Give the material once more, word for word, without any images.
######
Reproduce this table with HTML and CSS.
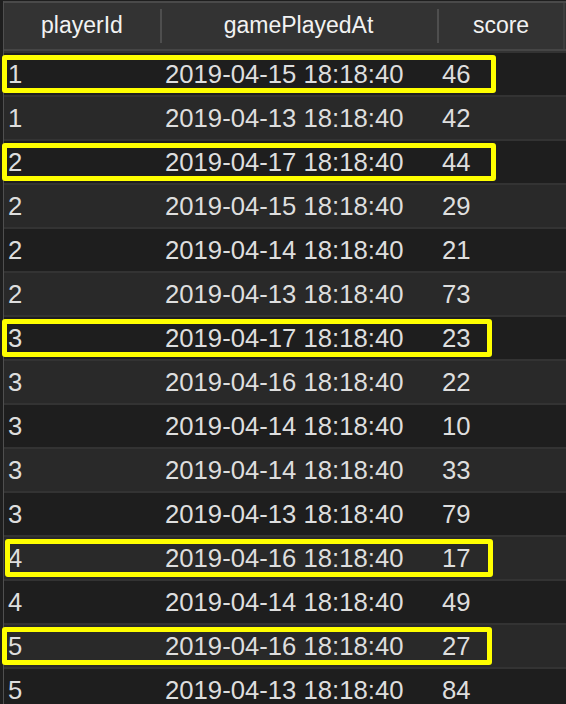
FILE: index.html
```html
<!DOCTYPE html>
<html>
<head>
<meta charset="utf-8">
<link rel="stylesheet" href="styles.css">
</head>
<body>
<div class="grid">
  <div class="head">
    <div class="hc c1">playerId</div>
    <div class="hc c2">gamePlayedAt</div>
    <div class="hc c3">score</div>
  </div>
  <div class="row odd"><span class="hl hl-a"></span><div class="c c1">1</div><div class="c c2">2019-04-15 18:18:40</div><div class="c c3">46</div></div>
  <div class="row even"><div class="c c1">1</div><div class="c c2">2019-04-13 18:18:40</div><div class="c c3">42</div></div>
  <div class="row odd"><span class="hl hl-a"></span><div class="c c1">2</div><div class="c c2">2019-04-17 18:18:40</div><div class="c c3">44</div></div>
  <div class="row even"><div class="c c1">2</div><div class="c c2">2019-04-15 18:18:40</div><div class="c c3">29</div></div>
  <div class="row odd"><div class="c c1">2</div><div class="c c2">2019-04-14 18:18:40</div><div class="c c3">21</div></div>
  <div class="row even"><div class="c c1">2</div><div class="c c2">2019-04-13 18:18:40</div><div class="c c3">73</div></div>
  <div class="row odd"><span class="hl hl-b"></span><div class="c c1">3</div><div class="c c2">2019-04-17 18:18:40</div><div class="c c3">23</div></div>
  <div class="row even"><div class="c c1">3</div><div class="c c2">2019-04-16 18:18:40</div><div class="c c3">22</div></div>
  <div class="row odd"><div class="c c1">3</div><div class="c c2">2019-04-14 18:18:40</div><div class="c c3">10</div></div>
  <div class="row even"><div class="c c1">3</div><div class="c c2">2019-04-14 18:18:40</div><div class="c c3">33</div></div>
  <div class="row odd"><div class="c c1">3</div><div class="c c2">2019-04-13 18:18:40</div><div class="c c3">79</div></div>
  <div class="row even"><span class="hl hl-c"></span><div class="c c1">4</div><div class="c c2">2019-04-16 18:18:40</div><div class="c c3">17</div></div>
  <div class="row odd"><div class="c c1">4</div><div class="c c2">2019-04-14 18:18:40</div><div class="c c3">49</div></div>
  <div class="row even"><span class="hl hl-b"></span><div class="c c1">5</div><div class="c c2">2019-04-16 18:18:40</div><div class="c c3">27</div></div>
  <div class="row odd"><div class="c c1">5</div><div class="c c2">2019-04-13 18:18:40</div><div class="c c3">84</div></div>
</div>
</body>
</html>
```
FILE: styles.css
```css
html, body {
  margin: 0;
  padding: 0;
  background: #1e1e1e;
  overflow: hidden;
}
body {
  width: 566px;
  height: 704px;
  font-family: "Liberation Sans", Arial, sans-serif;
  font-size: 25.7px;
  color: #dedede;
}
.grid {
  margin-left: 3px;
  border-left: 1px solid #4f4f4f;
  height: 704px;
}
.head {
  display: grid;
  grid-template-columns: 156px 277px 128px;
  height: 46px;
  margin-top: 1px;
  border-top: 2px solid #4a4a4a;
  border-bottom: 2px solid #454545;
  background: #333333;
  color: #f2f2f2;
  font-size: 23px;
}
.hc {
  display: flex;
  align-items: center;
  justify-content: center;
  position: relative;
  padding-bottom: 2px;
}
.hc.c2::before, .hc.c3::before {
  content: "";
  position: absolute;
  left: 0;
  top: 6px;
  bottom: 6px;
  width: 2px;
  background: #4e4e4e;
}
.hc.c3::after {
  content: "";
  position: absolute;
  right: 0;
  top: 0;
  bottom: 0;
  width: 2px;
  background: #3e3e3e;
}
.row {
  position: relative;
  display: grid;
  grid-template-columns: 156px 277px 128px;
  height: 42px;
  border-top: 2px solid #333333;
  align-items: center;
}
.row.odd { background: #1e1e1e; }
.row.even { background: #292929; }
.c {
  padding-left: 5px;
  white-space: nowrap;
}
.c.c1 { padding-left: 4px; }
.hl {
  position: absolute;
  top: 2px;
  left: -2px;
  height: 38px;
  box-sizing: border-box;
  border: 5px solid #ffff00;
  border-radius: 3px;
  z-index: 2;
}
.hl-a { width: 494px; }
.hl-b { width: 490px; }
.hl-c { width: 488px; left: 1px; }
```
######
EXERCISE SOLUTION:
Reproduce this table with HTML and CSS.
FILE: index.html
```html
<!DOCTYPE html>
<html>
<head>
<meta charset="utf-8">
<link rel="stylesheet" href="styles.css">
</head>
<body>
<div class="grid">
  <div class="head">
    <div class="hc c1">playerId</div>
    <div class="hc c2">gamePlayedAt</div>
    <div class="hc c3">score</div>
  </div>
  <div class="row odd"><span class="hl hl-a"></span><div class="c c1">1</div><div class="c c2">2019-04-15 18:18:40</div><div class="c c3">46</div></div>
  <div class="row even"><div class="c c1">1</div><div class="c c2">2019-04-13 18:18:40</div><div class="c c3">42</div></div>
  <div class="row odd"><span class="hl hl-a"></span><div class="c c1">2</div><div class="c c2">2019-04-17 18:18:40</div><div class="c c3">44</div></div>
  <div class="row even"><div class="c c1">2</div><div class="c c2">2019-04-15 18:18:40</div><div class="c c3">29</div></div>
  <div class="row odd"><div class="c c1">2</div><div class="c c2">2019-04-14 18:18:40</div><div class="c c3">21</div></div>
  <div class="row even"><div class="c c1">2</div><div class="c c2">2019-04-13 18:18:40</div><div class="c c3">73</div></div>
  <div class="row odd"><span class="hl hl-b"></span><div class="c c1">3</div><div class="c c2">2019-04-17 18:18:40</div><div class="c c3">23</div></div>
  <div class="row even"><div class="c c1">3</div><div class="c c2">2019-04-16 18:18:40</div><div class="c c3">22</div></div>
  <div class="row odd"><div class="c c1">3</div><div class="c c2">2019-04-14 18:18:40</div><div class="c c3">10</div></div>
  <div class="row even"><div class="c c1">3</div><div class="c c2">2019-04-14 18:18:40</div><div class="c c3">33</div></div>
  <div class="row odd"><div class="c c1">3</div><div class="c c2">2019-04-13 18:18:40</div><div class="c c3">79</div></div>
  <div class="row even"><span class="hl hl-c"></span><div class="c c1">4</div><div class="c c2">2019-04-16 18:18:40</div><div class="c c3">17</div></div>
  <div class="row odd"><div class="c c1">4</div><div class="c c2">2019-04-14 18:18:40</div><div class="c c3">49</div></div>
  <div class="row even"><span class="hl hl-b"></span><div class="c c1">5</div><div class="c c2">2019-04-16 18:18:40</div><div class="c c3">27</div></div>
  <div class="row odd"><div class="c c1">5</div><div class="c c2">2019-04-13 18:18:40</div><div class="c c3">84</div></div>
</div>
</body>
</html>
```
FILE: styles.css
```css
html, body {
  margin: 0;
  padding: 0;
  background: #1e1e1e;
  overflow: hidden;
}
body {
  width: 566px;
  height: 704px;
  font-family: "Liberation Sans", Arial, sans-serif;
  font-size: 25.7px;
  color: #dedede;
}
.grid {
  margin-left: 3px;
  border-left: 1px solid #4f4f4f;
  height: 704px;
}
.head {
  display: grid;
  grid-template-columns: 156px 277px 128px;
  height: 46px;
  margin-top: 1px;
  border-top: 2px solid #4a4a4a;
  border-bottom: 2px solid #454545;
  background: #333333;
  color: #f2f2f2;
  font-size: 23px;
}
.hc {
  display: flex;
  align-items: center;
  justify-content: center;
  position: relative;
  padding-bottom: 2px;
}
.hc.c2::before, .hc.c3::before {
  content: "";
  position: absolute;
  left: 0;
  top: 6px;
  bottom: 6px;
  width: 2px;
  background: #4e4e4e;
}
.hc.c3::after {
  content: "";
  position: absolute;
  right: 0;
  top: 0;
  bottom: 0;
  width: 2px;
  background: #3e3e3e;
}
.row {
  position: relative;
  display: grid;
  grid-template-columns: 156px 277px 128px;
  height: 42px;
  border-top: 2px solid #333333;
  align-items: center;
}
.row.odd { background: #1e1e1e; }
.row.even { background: #292929; }
.c {
  padding-left: 5px;
  white-space: nowrap;
}
.c.c1 { padding-left: 4px; }
.hl {
  position: absolute;
  top: 2px;
  left: -2px;
  height: 38px;
  box-sizing: border-box;
  border: 5px solid #ffff00;
  border-radius: 3px;
  z-index: 2;
}
.hl-a { width: 494px; }
.hl-b { width: 490px; }
.hl-c { width: 488px; left: 1px; }
```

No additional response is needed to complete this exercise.